Bush delivered his own set of reminders to the Urban League audience. He said that as Florida governor, he ordered the removal of the Confederate battle flag from the state capitol, raised the number of black judges and tripled the state's hiring of minority-owned businesses.
But he zeroed in on his efforts to reform education in the state by expanding school choice and raising test standards, hoping to connect with the African-American audience on what he called a critical issue to the nation's future.
"If we don't create an education system that allows young people to reach it, we're setting them up for a lifetime of failure," Bush said. "So you and I have to call this situation what it is - the worst inequality in America today, and the source of so many other inequalities."
Bush's time in office is not remembered as fondly by some Democrats in the state. State Sen. Arthenia Joyner, the Democratic leader in the state Senate, said Bush denied thousands of African Americans the right to vote by purging state's voter rolls. Joyner said Bush kept felons from restoring their voting rights and cut early voting hours as governor.
"If you are indeed sincere about being inclusive, then you need to first acknowledge your mistakes and unequivocally apologize directly the community you wronged," she wrote this week in a letter to Bush.
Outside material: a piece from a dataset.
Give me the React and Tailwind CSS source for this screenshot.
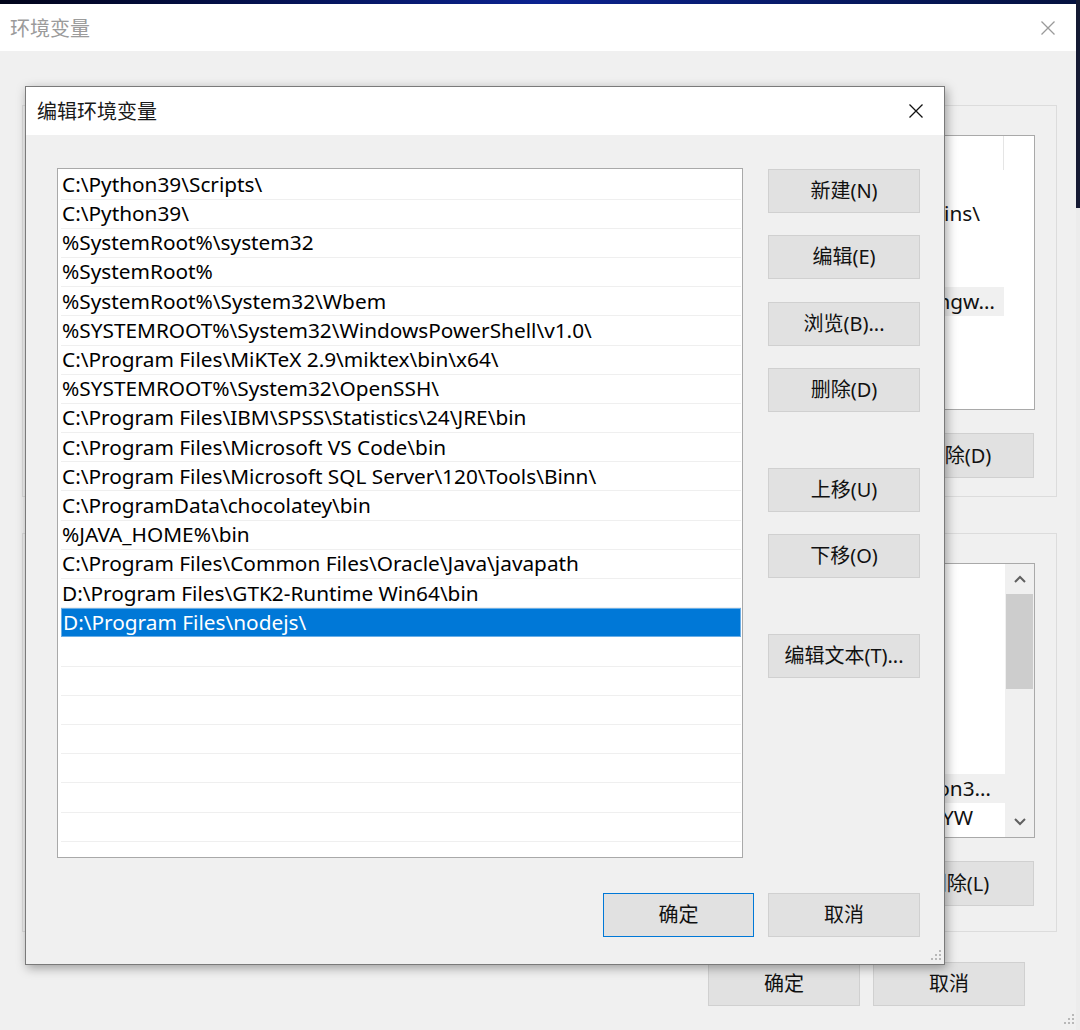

Others critics point to Bush signing into law the 2005 "stand your ground" legislation, which allows use of deadly force if people are in fear for their lives. Attorneys for neighborhood watch volunteer George Zimmerman, who shot and killed the teenage Martin in 2012 and was acquitted of murder, considered using a "stand your ground" defense in his case. Martin's parents were in the audience Friday.
Bush also had black supporters in the audience, including T. Willard Fair, who is president of the Urban League of Greater Miami and started a charter school with Bush. He praised Bush as "a different" Republican in an op-ed piece published Thursday in the Orlando Sentinel.
"I write this because I fear that many who look like me will do as I used to do before I met Jeb Bush - assume that if a candidate is Republican, they can't be for me," he wrote. "I'm writing today to tell you: `Not this Republican.' This Republican is different."
Bush told the crowd that he had changed as a person and as a politician following his 1994 gubernatorial loss. He said he went on a journey of "listening and learning" that included visits to 250 Florida schools and family courthouses to see firsthand cases of abused or neglected children. He also talked about his experience with Fair in building the charter school in one of Miami's poorest communities in the 1990s.
"It made me a better person, a better candidate in 1998, and a better governor in the eight years that followed," he said. "That experience still shapes the way I see the deep-seated challenges facing people in urban communities today."